03:32~は「Twenties」(『IMPERA』収録)02:42~のよう。
神秘的かつカオスになります。
「Excelsis」
「Life Eternal」(『PREQUELLE』収録)のような歌い出しで始まるバラード。
OPETH「A Story Never Told」(2024年『THE LAST WILL AND TESTAMENT』収録)のようでもあります。

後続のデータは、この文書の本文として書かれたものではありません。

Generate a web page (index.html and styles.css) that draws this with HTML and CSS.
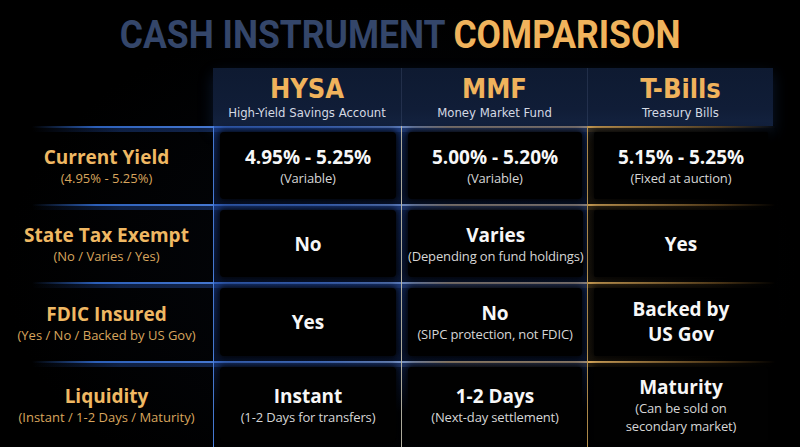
FILE: index.html
```html
<!DOCTYPE html>
<html lang="en">
<head>
<meta charset="utf-8">
<title>Cash Instrument Comparison</title>
<link rel="stylesheet" href="styles.css">
</head>
<body>
<div class="page">
  <div class="title-wrap">
    <h1 class="title"><span class="t-blue">CASH INSTRUMENT</span> <span class="t-gold">COMPARISON</span></h1>
  </div>
  <div class="table">
    <div class="head-row">
      <div class="head-spacer"></div>
      <div class="head-band">
        <div class="head-cell"><div class="h-name">HYSA</div><div class="h-sub">High-Yield Savings Account</div></div>
        <div class="head-cell div"><div class="h-name">MMF</div><div class="h-sub">Money Market Fund</div></div>
        <div class="head-cell div"><div class="h-name">T-Bills</div><div class="h-sub">Treasury Bills</div></div>
      </div>
    </div>

    <div class="row r1">
      <div class="label"><div class="l-name">Current Yield</div><div class="l-sub">(4.95% - 5.25%)</div></div>
      <div class="cell c-hysa"><div class="box"><div class="v">4.95% - 5.25%</div><div class="s">(Variable)</div></div></div>
      <div class="cell c-mmf"><div class="box"><div class="v">5.00% - 5.20%</div><div class="s">(Variable)</div></div></div>
      <div class="cell c-tb"><div class="box"><div class="v">5.15% - 5.25%</div><div class="s">(Fixed at auction)</div></div></div>
    </div>

    <div class="row r2">
      <div class="label"><div class="l-name">State Tax Exempt</div><div class="l-sub">(No / Varies / Yes)</div></div>
      <div class="cell c-hysa"><div class="box"><div class="v">No</div></div></div>
      <div class="cell c-mmf"><div class="box"><div class="v">Varies</div><div class="s">(Depending on fund holdings)</div></div></div>
      <div class="cell c-tb"><div class="box"><div class="v">Yes</div></div></div>
    </div>

    <div class="row r3">
      <div class="label"><div class="l-name">FDIC Insured</div><div class="l-sub">(Yes / No / Backed by US Gov)</div></div>
      <div class="cell c-hysa"><div class="box"><div class="v">Yes</div></div></div>
      <div class="cell c-mmf"><div class="box"><div class="v">No</div><div class="s">(SIPC protection, not FDIC)</div></div></div>
      <div class="cell c-tb"><div class="box"><div class="v two">Backed by<br>US Gov</div></div></div>
    </div>

    <div class="row r4">
      <div class="label"><div class="l-name">Liquidity</div><div class="l-sub">(Instant / 1-2 Days / Maturity)</div></div>
      <div class="cell c-hysa"><div class="box"><div class="v">Instant</div><div class="s">(1-2 Days for transfers)</div></div></div>
      <div class="cell c-mmf"><div class="box"><div class="v">1-2 Days</div><div class="s">(Next-day settlement)</div></div></div>
      <div class="cell c-tb"><div class="box"><div class="v">Maturity</div><div class="s two">(Can be sold on<br>secondary market)</div></div></div>
    </div>
  </div>
</div>
</body>
</html>
```

FILE: styles.css
```css
* { box-sizing: border-box; }
html, body { margin: 0; padding: 0; background: #000; }
body { width: 800px; height: 447px; overflow: hidden; font-family: "Open Sans", "Noto Sans", sans-serif; }

.page { width: 800px; height: 447px; display: flex; flex-direction: column;
  background: radial-gradient(ellipse at 50% 60%, #04070d 0%, #000 70%); }

.title-wrap { height: 68px; display: flex; align-items: center; justify-content: center; padding-top: 1px; }
.title { margin: 0; white-space: nowrap;
  font-family: "Roboto", sans-serif; font-weight: 700;
  font-size: 39px; line-height: 44px; letter-spacing: 0; transform: scaleX(0.91); }
.t-blue { color: #34466a; }
.t-gold { color: #f0b35c; }

.table { display: flex; flex-direction: column; }

.head-row { display: flex; height: 58px; }
.head-spacer { width: 213px; }
.head-band { width: 560px; display: flex;
  background: linear-gradient(180deg, #0e1a31 0%, #101d37 70%, #13223f 100%);
  box-shadow: 0 6px 14px rgba(40, 90, 170, 0.25); }
.head-cell { flex: 1 1 0; display: flex; flex-direction: column; align-items: center; justify-content: center;
  font-family: "DejaVu Sans Condensed", "DejaVu Sans", sans-serif; padding-top: 2px; }
.head-cell:first-child { flex: 0 0 188px; }
.head-cell.div { border-left: 1px solid rgba(120, 140, 180, 0.18); }
.h-name { color: #f0b35c; font-weight: 700; font-size: 27px; line-height: 30px; }
.h-sub { color: #d4d9e3; font-size: 13px; line-height: 18px; }

.row { display: flex;
  background:
    linear-gradient(90deg, rgba(0,0,0,0) 4%, #2c5fb8 12%, #5d8ee6 40%, #9fb6d8 50%, #d7a757 56%, #d8a85c 75%, rgba(170,120,50,0.5) 90%, rgba(0,0,0,0) 97%) top left / 100% 2px no-repeat,
    linear-gradient(90deg, rgba(0,0,0,0) 4%, rgba(40,90,190,0.35) 15%, rgba(60,110,220,0.35) 48%, rgba(200,150,70,0.25) 58%, rgba(200,150,70,0.12) 88%, rgba(0,0,0,0) 97%) 0 2px / 100% 4px no-repeat; }
.r1 { height: 78px; }
.r2 { height: 78px; }
.r3 { height: 79px; }
.r4 { height: 86px; }

.label { width: 213px; display: flex; flex-direction: column; align-items: center; justify-content: center; padding-top: 2px; }
.l-name { color: #efb863; font-weight: 700; font-size: 19px; line-height: 24px; }
.l-sub { color: #d8a55d; font-size: 13px; line-height: 18px; white-space: nowrap; }

.cell { padding: 6px 5px 5px 6px; display: flex; }
.c-hysa { width: 188px; border-left: 1.5px solid #4a80e0;
  background: linear-gradient(180deg, rgba(30,70,160,0.55), rgba(20,50,120,0.35)); }
.c-mmf { width: 186px; border-left: 1.5px solid #b9b6a6;
  background: linear-gradient(180deg, rgba(30,70,160,0.45), rgba(20,50,120,0.3)); }
.c-tb { width: 186px; border-left: 1.5px solid #b8924e;
  background: linear-gradient(90deg, rgba(120,90,40,0.2), rgba(0,0,0,0) 80%); }
.r4 .c-hysa, .r4 .c-mmf { background: linear-gradient(180deg, rgba(30,70,160,0.35), rgba(0,0,0,0) 60%); }
.r4 .c-tb { background: transparent; }

.box { flex: 1; background: #000; border-radius: 4px; display: flex; flex-direction: column; align-items: center; justify-content: center;
  box-shadow: 0 0 6px 2px rgba(0,0,0,0.9); text-align: center; }
.c-tb .box { border-radius: 2px; }
.r4 .box { background: #010101; }

.v { color: #f7f7f7; font-weight: 700; font-size: 19px; line-height: 24px; }
.v.two { line-height: 25px; }
.s { color: #d6d6d6; font-size: 13px; line-height: 18px; white-space: nowrap; letter-spacing: -0.15px; }
.s.two { line-height: 18px; }
```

01:29~がちょっとしたフェイントになっていて、低音域Voで展開していく03:17~もすばらしい。
フェードアウトはせず、トビアスの歌声で終わります。
『PREQUELLE』+『IMPERA』
『IMPERA』の「Kaisarion」「Spillways」を聴いた時のような驚きはありませんが、
- 「Guiding Lights」「De Profundis Borealis」…『IMPERA』収録曲を思わせながらも速度が違う
- 「Kaisarion」のような「Cenotaph」が後半1発目
となっていて、『IMPERA』をちょっとひねった手法が特徴的です。
濃密な「Umbra」は『IMPERA』での「Twenties」のような位置付けですね。
そういった点ではアルバム後半に変化球を用意していたととらえることができます。
「Lachryma」「Marks Of The Evil One」「Excelsis」のように『PREQUELLE』収録曲がリンクするナンバーがあるのもうれしい。
『SKELETÁ』は『PREQUELLE』+『IMPERA』的な力作です。